Organizations might choose a private cloud because they:

  • Already own the hardware and can use their existing capital.
  • Have to adhere to strict regulations about data locale and security. Sensitive data can’t be stored in—or pass through—a public cloud. 
  • Require custom hardware such as field programmable gate arrays, GPUs or a configuration that simply isn’t available to rent from a public cloud provider.
  • Have specific workloads that cost more to run in a public cloud than on local hardware.

These are just a few examples of the flexibility OpenShift allows.
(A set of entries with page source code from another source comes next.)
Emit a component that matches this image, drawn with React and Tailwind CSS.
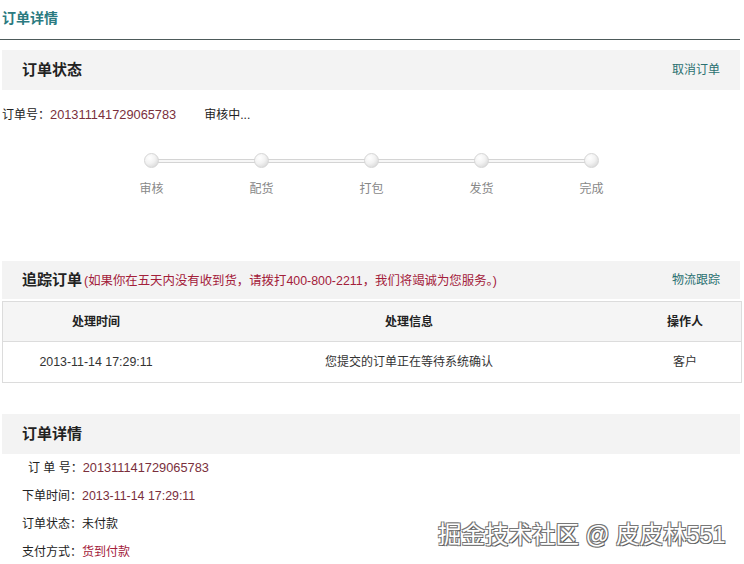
// OrderDetail.jsx

import React from "react";

const steps = ["审核", "配货", "打包", "发货", "完成"];

// Gray section header bar
const SectionHeader = ({ title, note, action, className = "" }) => (
  <div className={`flex items-center justify-between bg-[#f3f3f3] pl-5 pr-5 ${className}`}>
    <div className="flex items-baseline">
      <span className="text-[15px] font-bold text-[#222]">{title}</span>
      {note && <span className="ml-0.5 text-[12.4px] text-[#a3203a]">{note}</span>}
    </div>
    {action && <span className="text-[12px] text-[#2a7070]">{action}</span>}
  </div>
);

const Dot = () => (
  <div className="relative z-10 h-[15px] w-[15px] rounded-full border border-[#d6d6d6] bg-[radial-gradient(circle_at_35%_30%,#ffffff_0%,#f2f2f2_45%,#cfcfcf_100%)]" />
);

const App = () => {
  return (
    <div
      className="relative h-[564px] w-[744px] overflow-hidden bg-white text-[12px] text-[#333]"
      style={{ fontFamily: '"Liberation Sans", "Noto Sans CJK SC", sans-serif' }}
    >
      {/* Page title */}
      <div className="mr-1 flex h-[40px] items-start border-b border-[#4d5a5a] pl-0.5 pt-[8px]">
        <span className="text-[14px] font-bold leading-[20px] text-[#2b7a80]">订单详情</span>
      </div>

      {/* Order status */}
      <SectionHeader title="订单状态" action="取消订单" className="mt-[10px] ml-0.5 mr-1 h-[40px]" />
      <div className="flex h-[50px] items-center pl-0.5">
        <span className="text-[#222]">订单号：</span>
        <span className="text-[12.8px] text-[#7a2f3c]">201311141729065783</span>
        <span className="ml-[28px] text-[#222]">审核中...</span>
      </div>

      {/* Progress */}
      <div className="relative ml-[144px] w-[455px] pt-[13px]">
        <div className="absolute left-[7px] right-[7px] top-[19px] h-[4px] border-y border-[#d4d4d4] bg-[#f7f7f7]" />
        <div className="flex justify-between">
          {steps.map((s) => (
            <div key={s} className="flex w-[15px] flex-col items-center">
              <Dot />
              <span className="mt-[12px] whitespace-nowrap text-[12px] text-[#888]">{s}</span>
            </div>
          ))}
        </div>
      </div>

      {/* Tracking */}
      <SectionHeader
        title="追踪订单"
        note="(如果你在五天内没有收到货，请拨打400-800-2211，我们将竭诚为您服务。)"
        action="物流跟踪"
        className="mt-[63px] ml-0.5 mr-1 h-[38px]"
      />
      <div className="ml-0.5 mr-[2px] mt-[2px] border border-[#dcdcdc]">
        <div className="flex h-[40px] items-center border-b border-[#dcdcdc] bg-[#f5f5f5] text-[12px] font-bold text-[#222]">
          <div className="w-[186px] text-center">处理时间</div>
          <div className="flex-1 text-center">处理信息</div>
          <div className="w-[112px] text-center">操作人</div>
        </div>
        <div className="flex h-[40px] items-center text-[#333]">
          <div className="w-[186px] text-center text-[12.4px]">2013-11-14 17:29:11</div>
          <div className="flex-1 text-center">您提交的订单正在等待系统确认</div>
          <div className="w-[112px] text-center">客户</div>
        </div>
      </div>

      {/* Order details */}
      <SectionHeader title="订单详情" className="mt-[31px] ml-0.5 mr-1 h-[40px]" />
      <div className="pl-[22px] text-[#222]">
        <div className="flex h-[28px] items-center">
          <span className="ml-[6px]">订 单 号：</span>
          <span className="text-[12.8px] text-[#7a2f3c]">201311141729065783</span>
        </div>
        <div className="flex h-[28px] items-center">
          <span>下单时间：</span>
          <span className="text-[12.4px] text-[#7a2f3c]">2013-11-14 17:29:11</span>
        </div>
        <div className="flex h-[28px] items-center">
          <span>订单状态：</span>
          <span>未付款</span>
        </div>
        <div className="flex h-[28px] items-center">
          <span>支付方式：</span>
          <span className="text-[#a3203a]">货到付款</span>
        </div>
      </div>

      {/* Watermark */}
      <div className="absolute left-[438px] top-[518px] whitespace-nowrap text-[23.5px] text-white [text-shadow:-1px_-1px_0_#777,1px_-1px_0_#777,-1px_1px_0_#777,1px_1px_0_#555]">
        掘金技术社区 @ 皮皮林551
      </div>
    </div>
  );
};

export default App;
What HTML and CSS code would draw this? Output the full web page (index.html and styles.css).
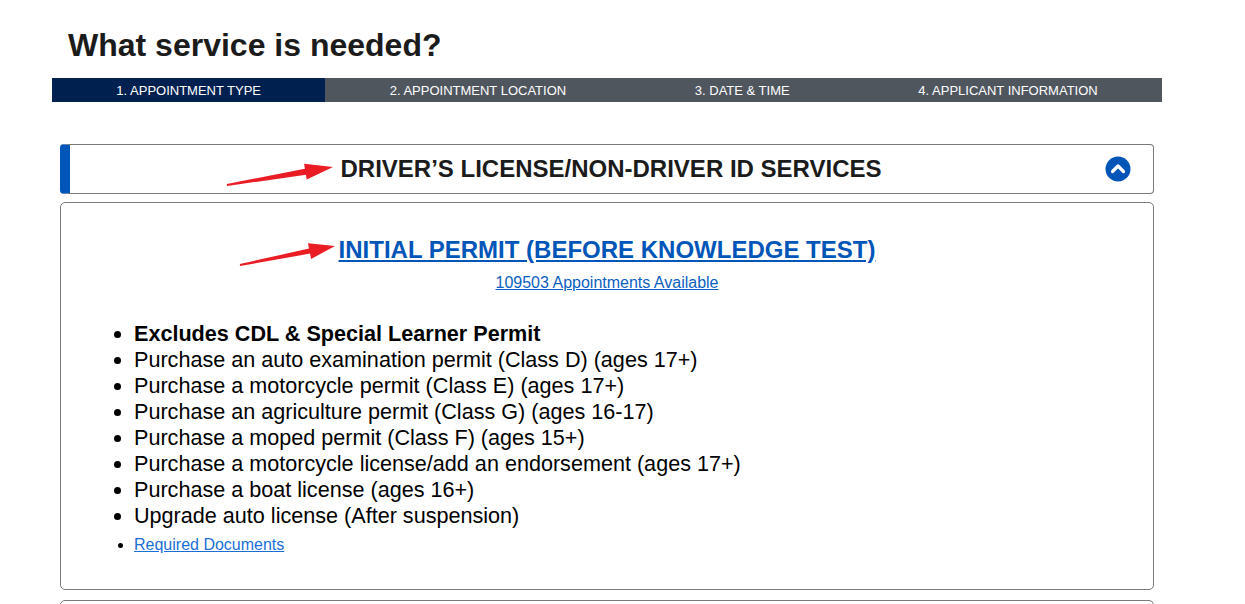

It can be as straightforward as running OpenShift on top of a Red Hat OpenStack Platform private cloud.

What does edge + hybrid cloud look like?

The final example uses a hybrid cloud consisting of public and private clouds. 

Machine learning at the edge: Use case Edge + hybrid cloud

In this case, steps 1 and 3 are the same, and even step 2 has the same processes, however, they’re distributed to run in optimal environments. 

  1. Step 2a is all about ingesting, storing and analyzing data from the edge. This takes advantage of public clouds’ scale of resources, geographic diversity and connectivity to collect and decipher data.
  2. Step 2b allows for on-premises app development, which can accelerate, secure or otherwise customize specific development workflows before sending those updates back out to the edge.

What does Red Hat offer?

With the number of variables and considerations that need to be taken into account, a successful edge computing environment needs to be flexible. Whether it’s handling slow, unreliable or zero-network connectivity, strict compliance or extreme performance requirements, Red Hat gives our customers the tools they need to build flexible solutions—tuned to run the right applications in the right places.

Whether insights happen at the edge, in a well-known public cloud or on premises in a private cloud (or everywhere all at once), developers can use familiar tools to continuously innovate their cloud-native applications (running on OpenShift) and run them however and wherever is best.